Walton: “Spot on, we have 310 metres worth of concrete verge extending from the entry of turn nine right through to almost the exit. Just before the exit on rider’s right.”
Trev: That is a lot there, and has there been any changes that you guys have been responsible for, in the spectator area at turn 10? I thought I’d seen some changes to the elevation of the ground there, have you got any knowledge of that?
Walton: “Nothing there other than the work that’s been undertaken the the verges, and just the levelling or tapering of the gravel trap to feed into that verge. On rider’s right at turn nine. There’s no other works in turn 10 other than what we did back in 2019 I think it was, from memory. Where we extended the concrete apron through the bend there, if you recall.”
Trev: So we’re picking up gears now, and going round turn 11 and then really working up speed in the running towards turn 12, I see on this map here we’ve got a new 2 m concrete verge on the exit of 11 (purple shaded area on image below), and pretty much all the way around the outside of turn 11, towards 12 and then there’s a light blue shading and then a sort of purple shading, can you take us through the changes there? I believe the fence has moved back a little?
Walton: “This is like turn one it’s a substantial piece of work, this is an extension to turn 11 and 12 run-off, and there’s a combination of elements modified in this area, including the extension of the gravel trap which is the pink.”
Trev: The light blue is the existing and the pink/purple is where we’ve extended it to now?
Walton: “Spot on, at the rider’s right as you come into the entry of turn 11 there is the concrete verge (slim purple shaded area), which goes to about the halfway point, but the fundamental changes that sort of extends from 11 through to 12, is the installation of the concrete barriers, tyre bundles, conveyer belt and debris fencing, and obviously the purpose of the debris fencing is to protect both the rider and the spectator in this location. Given that speeds at which the bikes are going around this particular turn.”
Trev: Have you got any figures with how far the actual fence has been moved back as well?

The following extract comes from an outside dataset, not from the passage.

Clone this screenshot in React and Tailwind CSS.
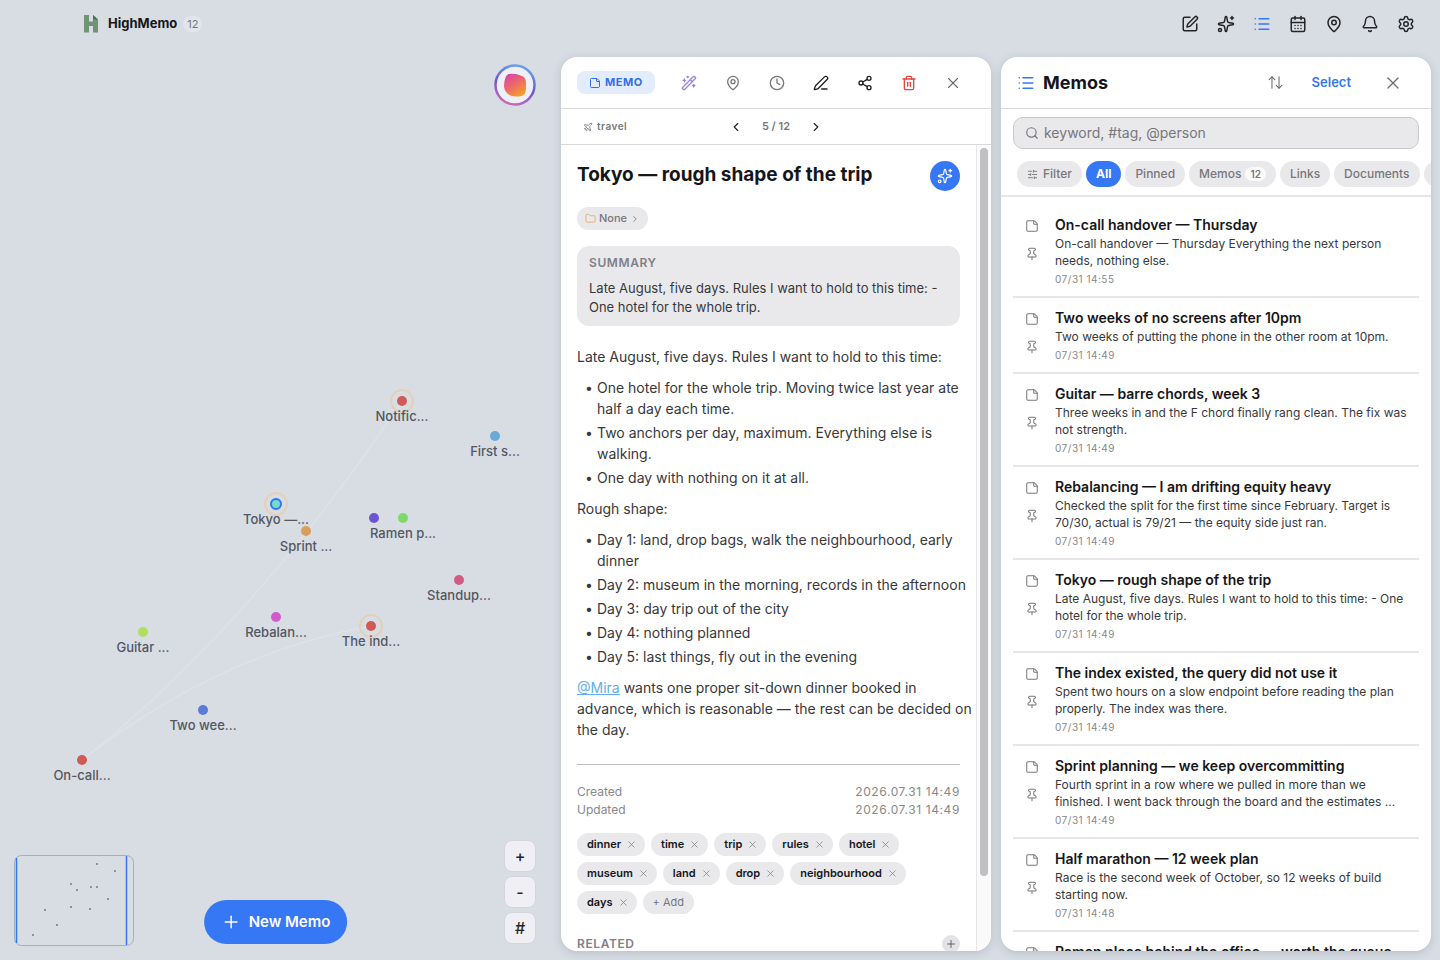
import React, { useState } from 'react'
import {
  ArrowUpDown, Bell, CalendarDays, ChevronLeft, ChevronRight, Clock, Folder, List, MapPin,
  PenLine, Pin, Plane, Plus, Search, Settings, Share2, SlidersHorizontal, Sparkles,
  SquarePen, StickyNote, Trash2, WandSparkles, X,
} from 'lucide-react'

const NAV = [
  { label: 'Write', icon: SquarePen },
  { label: 'Assistant', icon: Sparkles },
  { label: 'Memos', icon: List, active: true },
  { label: 'Calendar', icon: CalendarDays },
  { label: 'Places', icon: MapPin },
  { label: 'Notifications', icon: Bell },
  { label: 'Settings', icon: Settings },
]

const ACTIONS = [
  { label: 'Magic edit', icon: WandSparkles, color: 'text-[#9c87e0]' },
  { label: 'Location', icon: MapPin, color: 'text-[#77777b]' },
  { label: 'History', icon: Clock, color: 'text-[#77777b]' },
  { label: 'Edit', icon: PenLine, color: 'text-[#1f1f21]' },
  { label: 'Share', icon: Share2, color: 'text-[#1f1f21]' },
  { label: 'Delete', icon: Trash2, color: 'text-[#e5453b]' },
]

const NODES = [
  { label: 'Notific...', x: 402, y: 353, color: '#d05a55', ring: true },
  { label: 'First s...', x: 495, y: 388, color: '#6aa9d8' },
  { label: 'Tokyo —...', x: 276, y: 456, color: '#76dbc8', ring: true, selected: true },
  { label: 'Sprint ...', x: 306, y: 483, color: '#d89e5c' },
  { label: '', x: 374, y: 470, color: '#6d54d0' },
  { label: 'Ramen p...', x: 403, y: 470, color: '#7fd966' },
  { label: 'Standup...', x: 459, y: 532, color: '#d05c85' },
  { label: 'Rebalan...', x: 276, y: 569, color: '#d05ccc' },
  { label: 'The ind...', x: 371, y: 578, color: '#d05a55', ring: true },
  { label: 'Guitar ...', x: 143, y: 584, color: '#b0df60' },
  { label: 'Two wee...', x: 203, y: 662, color: '#5b7bd8' },
  { label: 'On-call...', x: 82, y: 712, color: '#d05a55' },
]

const MAP_DOTS = [
  [83, 9], [101, 16], [57, 29], [63, 35], [77, 32], [83, 32],
  [94, 44], [57, 52], [76, 54], [31, 55], [43, 70], [19, 80],
]

const TAGS = ['dinner', 'time', 'trip', 'rules', 'hotel', 'museum', 'land', 'drop', 'neighbourhood', 'days']

const RULES = [
  'One hotel for the whole trip. Moving twice last year ate half a day each time.',
  'Two anchors per day, maximum. Everything else is walking.',
  'One day with nothing on it at all.',
]

const DAYS = [
  'Day 1: land, drop bags, walk the neighbourhood, early dinner',
  'Day 2: museum in the morning, records in the afternoon',
  'Day 3: day trip out of the city',
  'Day 4: nothing planned',
  'Day 5: last things, fly out in the evening',
]

const FILTERS = ['All', 'Pinned', 'Memos', 'Links', 'Documents', 'Images']

const MEMOS = [
  { title: 'On-call handover — Thursday', text: 'On-call handover — Thursday Everything the next person needs, nothing else.', date: '07/31 14:55' },
  { title: 'Two weeks of no screens after 10pm', text: 'Two weeks of putting the phone in the other room at 10pm.', date: '07/31 14:49' },
  { title: 'Guitar — barre chords, week 3', text: 'Three weeks in and the F chord finally rang clean. The fix was not strength.', date: '07/31 14:49' },
  { title: 'Rebalancing — I am drifting equity heavy', text: 'Checked the split for the first time since February. Target is 70/30, actual is 79/21 — the equity side just ran.', date: '07/31 14:49' },
  { title: 'Tokyo — rough shape of the trip', text: 'Late August, five days. Rules I want to hold to this time: - One hotel for the whole trip.', date: '07/31 14:49' },
  { title: 'The index existed, the query did not use it', text: 'Spent two hours on a slow endpoint before reading the plan properly. The index was there.', date: '07/31 14:49' },
  { title: 'Sprint planning — we keep overcommitting', text: 'Fourth sprint in a row where we pulled in more than we finished. I went back through the board and the estimates ...', date: '07/31 14:49' },
  { title: 'Half marathon — 12 week plan', text: 'Race is the second week of October, so 12 weeks of build starting now.', date: '07/31 14:48' },
  { title: 'Ramen place behind the office — worth the queue', text: 'Opens at 11:30 and the line starts before that.', date: '07/31 14:48' },
]

function Header() {
  return (
    <header className="flex h-12 shrink-0 items-center justify-between pl-[82px] pr-4">
      <div className="flex items-center">
        <svg viewBox="0 0 18 20" className="mr-2 h-5 w-[18px]" aria-hidden="true">
          <path d="M2 1h5v6.500h4V1l5 4.500V18.500h-5v-6.500h-4v6.500h-5z" fill="#6f9473" />
          <path d="M11 1l5 4.500h-5z" fill="#4b7352" />
        </svg>
        <h1 className="text-[13px] font-bold text-[#161618]">HighMemo</h1>
        <span className="ml-1.5 rounded-full bg-[#e3e5eb] px-1 text-[11px] leading-4 text-[#76767c]">12</span>
      </div>
      <nav className="flex" aria-label="Main">
        {NAV.map(({ label, icon: Icon, active }) => (
          <button key={label} aria-label={label} className={`flex h-9 w-9 items-center justify-center ${active ? 'text-[#3577f1]' : 'text-[#252528]'}`}>
            <Icon size={18} strokeWidth={2} />
          </button>
        ))}
      </nav>
    </header>
  )
}

function MiniMap() {
  return (
    <svg viewBox="0 0 121 91" className="absolute bottom-3.5 left-3.5 h-[91px] w-[121px]" role="img" aria-label="Map overview">
      <rect x="0.5" y="0.5" width="119" height="90" rx="7" fill="none" stroke="#a9adb5" />
      <path d="M2.500 3v85M112.500 1v89" stroke="#3577f1" strokeWidth="1.500" />
      {MAP_DOTS.map(([x, y]) => (
        <circle key={`${x}-${y}`} cx={x} cy={y} r="0.900" fill="#6c7078" />
      ))}
    </svg>
  )
}

function MemoMap() {
  return (
    <section className="relative min-w-0" aria-label="Memo map">
      <svg className="absolute inset-0 h-full w-full" aria-hidden="true">
        <path d="M82 712Q250 580 402 353M82 712Q220 605 371 578" fill="none" stroke="#dee2e8" strokeWidth="1.500" />
      </svg>

      {NODES.map(n => (
        <div key={`${n.x}-${n.y}`} className="absolute h-0 w-0" style={{ left: n.x, top: n.y }}>
          {n.ring && <span className="absolute -left-3 -top-3 h-6 w-6 rounded-full border-2 border-[#e2d0b8]" />}
          <span
            className={`absolute rounded-full ${n.selected ? '-left-1.5 -top-1.5 h-3 w-3 border-2 border-[#2f74f0]' : '-left-[5px] -top-[5px] h-2.5 w-2.5'}`}
            style={{ backgroundColor: n.color }}
          />
          <span className="absolute left-0 top-1.5 -translate-x-1/2 whitespace-nowrap text-[13px] font-medium leading-[18px] text-[#53575f]">{n.label}</span>
        </div>
      ))}

      <button aria-label="Account" className="absolute right-[15px] top-4 h-[42px] w-[42px]">
        <svg viewBox="0 0 42 42" aria-hidden="true">
          <defs>
            <linearGradient id="ring" x1="0.700" y1="0" x2="0.400" y2="1">
              <stop offset="0" stopColor="#67a2ef" />
              <stop offset="0.550" stopColor="#6d58cf" />
              <stop offset="1" stopColor="#c76bb8" />
            </linearGradient>
            <linearGradient id="blob" x1="0.200" y1="0" x2="0.800" y2="1">
              <stop offset="0" stopColor="#d945a5" />
              <stop offset="0.500" stopColor="#ee6b62" />
              <stop offset="1" stopColor="#f5a524" />
            </linearGradient>
          </defs>
          <circle cx="21" cy="21" r="19.500" fill="#efeff7" stroke="url(#ring)" strokeWidth="2.500" />
          <path d="M14.500 10q2-0.500 7.500 0q3 0.500 7 2.500q3 1.500 3 6.500v6q0 4-2.500 6q-2 1.500-7.500 1.500q-5 0-8-2.500q-4-3.500-4-8q0-5 1.500-8.500q1-3 3-3.500z" fill="url(#blob)" />
        </svg>
      </button>

      <MiniMap />
      <button className="absolute bottom-4 left-1/2 flex h-11 -translate-x-1/2 items-center gap-2 whitespace-nowrap rounded-full bg-[#3577f5] px-[17px] text-[15px] font-semibold text-white">
        <Plus size={20} strokeWidth={1.75} />
        New Memo
      </button>
      <div className="absolute bottom-4 right-[15px] flex flex-col gap-1">
        {['+', '-', '#'].map(c => (
          <button key={c} className="h-8 w-8 rounded-lg border border-[#d3d6dd] bg-[#efeff4] text-base font-medium leading-none text-[#252528]">{c}</button>
        ))}
      </div>
    </section>
  )
}

function BulletList({ items }) {
  return (
    <ul className="space-y-[3px] pl-2">
      {items.map(text => (
        <li key={text} className="flex before:w-3 before:shrink-0 before:content-['•']">{text}</li>
      ))}
    </ul>
  )
}

function MemoDetail() {
  return (
    <article className="my-[9px] flex min-h-0 min-w-0 flex-col overflow-hidden rounded-2xl bg-white shadow-[0_2px_10px_rgba(60,70,90,0.2)]">
      <div className="flex h-13 shrink-0 items-center justify-between border-b border-[#d9d9dd] px-4">
        <button className="flex h-[23px] items-center gap-1 rounded-lg bg-[#e3ecfd] px-3 text-[11px] font-bold tracking-wider text-[#2f6fe8]">
          <StickyNote size={12} />
          MEMO
        </button>
        <div className="flex">
          {ACTIONS.map(({ label, icon: Icon, color }) => (
            <button key={label} aria-label={label} className={`flex h-9 w-11 items-center justify-center ${color}`}>
              <Icon size={16} strokeWidth={2} />
            </button>
          ))}
          <button aria-label="Close memo" className="flex h-9 w-11 items-center justify-center text-[#6b6b6f]">
            <X size={18} strokeWidth={1.5} />
          </button>
        </div>
      </div>

      <div className="grid h-9 shrink-0 grid-cols-3 items-center border-b border-[#d9d9dd] px-[22px] text-[#77777b]">
        <span className="flex items-center gap-1 text-[10px] font-semibold tracking-wider">
          <Plane size={10} />
          travel
        </span>
        <div className="flex items-center justify-center gap-[19px] text-[11px] font-semibold">
          <button aria-label="Previous memo" className="text-[#252528]"><ChevronLeft size={14} /></button>
          <span>5 / 12</span>
          <button aria-label="Next memo" className="text-[#252528]"><ChevronRight size={14} /></button>
        </div>
      </div>

      <div className="flex min-h-0 flex-1">
        <div className="min-w-0 flex-1 overflow-hidden px-4 pt-4 text-[#38383b]">
          <div className="flex items-start justify-between">
            <h2 className="text-[19px] font-bold leading-7 text-[#161618]">Tokyo — rough shape of the trip</h2>
            <button aria-label="Ask assistant" className="flex h-[30px] w-[30px] items-center justify-center rounded-full bg-[#3577f5] text-white">
              <Sparkles size={16} strokeWidth={1.75} />
            </button>
          </div>

          <button className="mt-4 flex h-[23px] items-center gap-[3px] rounded-full bg-[#e9e9ec] px-2 text-[11px] font-medium text-[#77777b]">
            <Folder size={11} className="text-[#e3ad72]" />
            None
            <ChevronRight size={10} />
          </button>

          <div className="mt-4 rounded-xl bg-[#e9e9ec] px-3 pb-[9px] pt-2">
            <h3 className="text-xs font-semibold leading-[18px] tracking-wider text-[#808085]">SUMMARY</h3>
            <p className="mt-[7px] text-[13px] leading-[19px]">Late August, five days. Rules I want to hold to this time: - One hotel for the whole trip.</p>
          </div>

          <div className="-mr-3.5 mt-5 space-y-2.5 text-sm leading-[21px]">
            <p>Late August, five days. Rules I want to hold to this time:</p>
            <BulletList items={RULES} />
            <p>Rough shape:</p>
            <BulletList items={DAYS} />
            <p>
              <a href="#mira" className="text-[#64aee6] underline">@Mira</a> wants one proper sit-down dinner booked in advance, which is reasonable — the rest can be decided on the day.
            </p>
          </div>

          <dl className="mt-6 grid grid-cols-2 border-t border-[#bdbdc1] pt-[18px] text-xs leading-[18px] text-[#88888c]">
            <dt>Created</dt>
            <dd className="text-right tracking-wider">2026.07.31 14:49</dd>
            <dt>Updated</dt>
            <dd className="text-right tracking-wider">2026.07.31 14:49</dd>
          </dl>

          <div className="mt-3.5 flex flex-wrap gap-1.5">
            {TAGS.map(t => (
              <span key={t} className="flex h-[23px] items-center gap-[5px] rounded-full bg-[#e9e9ec] pl-2.5 pr-2 text-[11px] font-semibold text-[#161618]">
                {t}
                <button aria-label={`Remove ${t}`} className="text-[#77777b]"><X size={11} strokeWidth={1.5} /></button>
              </span>
            ))}
            <button className="h-[23px] rounded-full bg-[#e9e9ec] px-2.5 text-[11px] text-[#77777b]">+ Add</button>
          </div>

          <div className="mt-5 flex h-5 items-center justify-between">
            <h3 className="text-xs font-semibold leading-[18px] tracking-wider text-[#808085]">RELATED</h3>
            <button aria-label="Add related memo" className="flex h-[18px] w-[18px] items-center justify-center rounded-full bg-[#e3e3e6] text-[#55555a]">
              <Plus size={12} strokeWidth={1.75} />
            </button>
          </div>
        </div>
        <div className="w-[15px] shrink-0 border-l border-[#e6e6e8] bg-[#fafafa] px-[3px] py-[3px]">
          <div className="h-[91%] w-2 rounded-full bg-[#c0c0c2]" />
        </div>
      </div>
    </article>
  )
}

function MemoList() {
  const [filter, setFilter] = useState('All')

  return (
    <aside className="my-[9px] flex min-h-0 min-w-0 flex-col overflow-hidden rounded-2xl bg-white shadow-[0_2px_10px_rgba(60,70,90,0.2)]">
      <div className="flex h-13 shrink-0 items-center justify-between border-b border-[#d9d9dd] px-4">
        <h2 className="flex items-center gap-2 text-lg font-bold text-[#161618]">
          <List size={18} className="text-[#3577f1]" />
          Memos
        </h2>
        <div className="flex items-center text-[#6b6b6f]">
          <button aria-label="Sort" className="flex w-9 justify-center"><ArrowUpDown size={17} strokeWidth={1.5} /></button>
          <button className="pl-[18px] pr-5 text-[13px] font-semibold text-[#3577f1]">Select</button>
          <button aria-label="Close list" className="flex w-11 justify-center"><X size={20} strokeWidth={1.5} /></button>
        </div>
      </div>

      <div className="shrink-0 border-b-2 border-[#e6e6e8] pb-2 pt-2">
        <label className="mx-3 flex h-8 items-center gap-[5px] rounded-[10px] border border-[#c9c9cd] bg-[#e9e9ec] px-[11px] text-[#77777b]">
          <Search size={14} />
          <input type="search" aria-label="Search memos" placeholder="keyword, #tag, @person" className="min-w-0 flex-1 bg-transparent text-sm outline-none placeholder:text-[#77777b]" />
        </label>
        <div className="mt-3 flex gap-1 overflow-hidden pl-4">
          <button className="flex h-[26px] shrink-0 items-center gap-[5px] rounded-full bg-[#e9e9ec] px-2.5 text-xs font-medium text-[#77777b]">
            <SlidersHorizontal size={11} />
            Filter
          </button>
          {FILTERS.map(f => (
            <button
              key={f}
              onClick={() => setFilter(f)}
              className={`flex h-[26px] shrink-0 items-center gap-1 rounded-full px-2.5 text-xs ${filter === f ? 'bg-[#3577f5] font-bold text-white' : 'bg-[#e9e9ec] font-medium text-[#77777b]'}`}
            >
              {f}
              {f === 'Memos' && <span className="rounded-full bg-[#fafafa] px-[5px] text-[10px] font-semibold leading-[14px]">12</span>}
            </button>
          ))}
        </div>
      </div>

      <ul className="min-h-0 flex-1 overflow-hidden px-3 pt-2">
        {MEMOS.map(m => (
          <li key={m.title} className="flex border-b-2 border-[#e6e6e8] pb-2 pt-[9px]">
            <div className="flex w-[42px] shrink-0 flex-col items-start gap-3.5 pl-3 pt-[5px] text-[#77777b]">
              <StickyNote size={14} strokeWidth={1.75} />
              <button aria-label={`Pin ${m.title}`}><Pin size={14} strokeWidth={1.75} /></button>
            </div>
            <div className="min-w-0 flex-1 pr-2">
              <h3 className="truncate text-sm font-semibold leading-[21px] text-[#161618]">{m.title}</h3>
              <p className="text-xs leading-[17px] text-[#38383b]">{m.text}</p>
              <time className="mt-px block text-[10px] leading-[18px] tracking-wider text-[#88888c]">{m.date}</time>
            </div>
          </li>
        ))}
      </ul>
    </aside>
  )
}

export default function App() {
  return (
    <div className="flex h-screen flex-col overflow-hidden bg-[#d8dde4] font-['Inter','Liberation_Sans',sans-serif]">
      <Header />
      <main className="grid min-h-0 flex-1 grid-cols-[551fr_430fr_430fr] grid-rows-[minmax(0,1fr)] gap-2.5 pr-[9px]">
        <MemoMap />
        <MemoDetail />
        <MemoList />
      </main>
    </div>
  )
}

Walton: “So it’s approximately 205 fence panels going in, currently being fabricated at the moment, it’ll happen in two stages. Because of the fabrication timeframe, we’re only able to achieve about 60 metres worth of fencing prior to work being complete at the end of this month. Which closes the end of this month, then we’ll continue to fabricate and install fencing prior to MotoGP, so there’s that. There’s the equivalent number of concrete barriers, to support those debris fence panels, and both those obviously FIA/FIM homologated assets that are pre-existing, the barriers are brand new, the fence panels are brand new, and the concrete barriers come from the F1 race track. The tyre bundles and conveyer belt are also from the F1 racetrack. So we’ve been able to apply those assets to support this build, which is good because Formula 1 has a Grade 1 FIA licence, similar to the FIM Grade A regulations for MotoGP.”
Trev: So I guess where we are at the moment, there’s no actual change to the track, as we ride it, the changes all concern run off areas, so this is not going to effect lap records or lap times, cornering lines, it’s just simply improved safety for riders that run wide.
Walton: “That’s absolutely right, the only purpose of it is to improve the safety of the circuit, and one of the other final fundamental change is the 325 metres worth of concrete apron on riders left as you go into the entry of turn one. So that is substantial. That was off the back of the report saying a rider went wide going down the grass verge, and you can imagine a bit like a bucking bull going through there, despite the verges being fairly smooth, obviously concrete is better than grass, so it just prevents the rider getting thrown off their bike there at speed.
“So that’s the reason why that got installed in that location, for that purpose, because it did actually occur a few years back, where a rider was thrown from their bike in turn one, because they went wide. So that was that one. That’s the core extent of the works over a six week period. There’s over 300 tonnes of additional gravel that we’re installing in both turn one and turn 11 and 12, there’s remarkably a huge amount of soil that’s also been removed, up to 25,000 cubic metres as an estimate. You sort of put that into perspective when you stand there and see the soil piled up you say where did this all come from?
“You start to realise particularly at 11 and 12 which is an obvious change, you stand there and go, bloody hell you don’t even recognise the way it was previously. It’s a lot deeper, a huge extension of run off now. We’ve included a marshal roadway along the back there too, which is an improvement, and also access trail for spectators behind that as well, so that will obviously improve things for the event, which will be of benefit. So it’s a grand piece of work, and the soil we’ve removed, the majority of it, hopefully all of it, will be repurposed around the venue to improve the overall venue in various locations, including parking, viewing mounds, still to be determined, but just in areas where we’d like to improve on the build for the MotoGP event. The circuit has been really accommodating on that front, we’ve come up with a number of solutions to improve the overlay across the venue.”
Trev: This will be a curly one for you, and I presume you are will not be able to comment one way or the other…. but I’ve heard rumours the track is potentially scheduled to be resurfaced in 2024, followed by new pit garages and infrastructure works coming in 2025…?
Walton: “Probably unable to report either way, there’s a lot of work to be done as to whether those things actually occur or not. They are certainly things that are being considered, but nothing has been formalised on those fronts.”
Trev: Thanks for going through that with us so thoroughly, I will see you at MotoGP!